After the phone interview, I awaited word if they wanted me. Low and behold, I received official word that I was hired providing I finished the final set of paperwork. I was shocked, elated, scared and amazed all at the same time.

I worked on the last paperwork packet and started doing research on the country I might end up in. I started telling my family where I was going to end up.

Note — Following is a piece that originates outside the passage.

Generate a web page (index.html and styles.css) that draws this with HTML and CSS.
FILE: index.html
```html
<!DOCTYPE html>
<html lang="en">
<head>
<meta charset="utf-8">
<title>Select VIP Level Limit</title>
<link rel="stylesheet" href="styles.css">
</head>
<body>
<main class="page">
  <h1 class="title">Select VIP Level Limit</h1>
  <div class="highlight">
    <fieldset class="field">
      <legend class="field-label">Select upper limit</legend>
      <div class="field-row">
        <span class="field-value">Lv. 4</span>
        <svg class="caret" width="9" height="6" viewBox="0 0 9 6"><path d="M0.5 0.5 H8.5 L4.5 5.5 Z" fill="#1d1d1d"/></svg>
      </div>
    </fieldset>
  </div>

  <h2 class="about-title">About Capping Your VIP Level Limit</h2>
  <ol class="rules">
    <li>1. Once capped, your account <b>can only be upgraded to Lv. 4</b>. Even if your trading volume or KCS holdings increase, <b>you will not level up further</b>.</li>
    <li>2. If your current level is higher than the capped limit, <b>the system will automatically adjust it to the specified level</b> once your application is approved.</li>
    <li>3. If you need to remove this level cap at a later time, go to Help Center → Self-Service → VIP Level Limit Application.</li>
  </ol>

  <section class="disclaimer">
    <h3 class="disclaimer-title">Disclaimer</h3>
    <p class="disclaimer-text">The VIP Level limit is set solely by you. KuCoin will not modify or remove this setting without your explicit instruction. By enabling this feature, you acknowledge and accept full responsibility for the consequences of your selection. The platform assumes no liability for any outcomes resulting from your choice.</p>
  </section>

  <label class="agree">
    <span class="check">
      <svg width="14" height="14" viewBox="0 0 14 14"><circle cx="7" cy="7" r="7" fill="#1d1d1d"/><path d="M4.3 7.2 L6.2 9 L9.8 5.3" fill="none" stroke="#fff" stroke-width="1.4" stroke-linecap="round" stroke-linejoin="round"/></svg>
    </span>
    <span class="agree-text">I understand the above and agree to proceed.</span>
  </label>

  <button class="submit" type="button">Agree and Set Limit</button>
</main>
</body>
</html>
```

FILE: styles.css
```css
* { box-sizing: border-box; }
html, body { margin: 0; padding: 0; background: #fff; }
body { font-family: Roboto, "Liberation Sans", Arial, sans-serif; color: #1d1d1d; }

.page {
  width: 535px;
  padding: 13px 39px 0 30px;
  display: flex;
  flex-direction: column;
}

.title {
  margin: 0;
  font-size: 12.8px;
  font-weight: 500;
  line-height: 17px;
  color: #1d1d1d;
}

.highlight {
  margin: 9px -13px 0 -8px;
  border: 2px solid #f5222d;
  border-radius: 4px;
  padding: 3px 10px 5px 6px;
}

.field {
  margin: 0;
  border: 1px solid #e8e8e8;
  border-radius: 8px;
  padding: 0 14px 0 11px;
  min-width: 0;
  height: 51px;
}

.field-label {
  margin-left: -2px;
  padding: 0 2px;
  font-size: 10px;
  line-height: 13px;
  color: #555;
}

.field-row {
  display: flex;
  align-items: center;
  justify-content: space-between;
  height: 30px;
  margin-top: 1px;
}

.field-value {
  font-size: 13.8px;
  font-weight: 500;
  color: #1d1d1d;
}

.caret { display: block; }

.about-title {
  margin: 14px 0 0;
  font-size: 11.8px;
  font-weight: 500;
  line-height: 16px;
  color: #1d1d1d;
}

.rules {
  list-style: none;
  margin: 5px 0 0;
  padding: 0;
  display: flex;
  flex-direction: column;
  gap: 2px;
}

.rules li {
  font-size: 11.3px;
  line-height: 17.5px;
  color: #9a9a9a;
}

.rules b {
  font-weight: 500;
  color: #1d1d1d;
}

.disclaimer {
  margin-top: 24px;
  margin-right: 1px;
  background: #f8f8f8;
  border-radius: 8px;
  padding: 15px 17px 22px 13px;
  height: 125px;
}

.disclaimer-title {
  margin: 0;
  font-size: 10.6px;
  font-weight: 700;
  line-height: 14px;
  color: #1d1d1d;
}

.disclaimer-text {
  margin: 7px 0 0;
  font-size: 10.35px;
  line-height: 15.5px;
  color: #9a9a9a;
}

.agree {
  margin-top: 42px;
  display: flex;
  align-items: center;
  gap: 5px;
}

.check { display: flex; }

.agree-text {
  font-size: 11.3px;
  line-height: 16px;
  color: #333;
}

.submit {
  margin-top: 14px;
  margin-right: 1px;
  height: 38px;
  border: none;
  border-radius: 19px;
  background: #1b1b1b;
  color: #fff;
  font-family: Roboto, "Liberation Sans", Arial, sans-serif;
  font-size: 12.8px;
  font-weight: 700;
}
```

And so it’s now Aug. 14 and I am no waiting for my work visa. If it arrives, then there is nothing stopping me. Nothing will be left for me to do but to pack my bags and prepare to go. I will be on a plane for roughly 15 hours heading to a new place to work as a teacher; something I have NEVER done.

Am I nervous? Hell yes

Scared? Eh, sort of.

Happy? Without a doubt.

This is my turning point, at least that’s how I see it. This is literally my last dance before everything completely changes. When my contract is over, I’ll be 30 years old. I’ll be looking to start actually looking for an opportunity to have a career and start a family. Settling down will seem to be a possibility. It’s time to better myself and become good person. I believe this journey is my bridge to the next phase of my life. I don’t know what waits for me on the other side of this year, but I hope it’s a good thing.

My goal here is to record my thoughts, feelings and other musings as I take myself out of my comfort zone and enter a new place. For me, this is totally new. I don’t Know Korean, I have very little knowledge of life in this country. I have very little in the way of preconceived notions of what to expect. So instead of being shying way, I’m going to embrace it and learn as much as I can. I’m sure there is a lot I will like, but also a like I will not like. I can only see things through my eyes.

I realize others will read this, but in the end, it’s just my thoughts and my feelings on the world around me. I invite you to see things through my eyes and take this journey with me.

Reguardless, Keep your fingers crossed. Things are not completely done yet!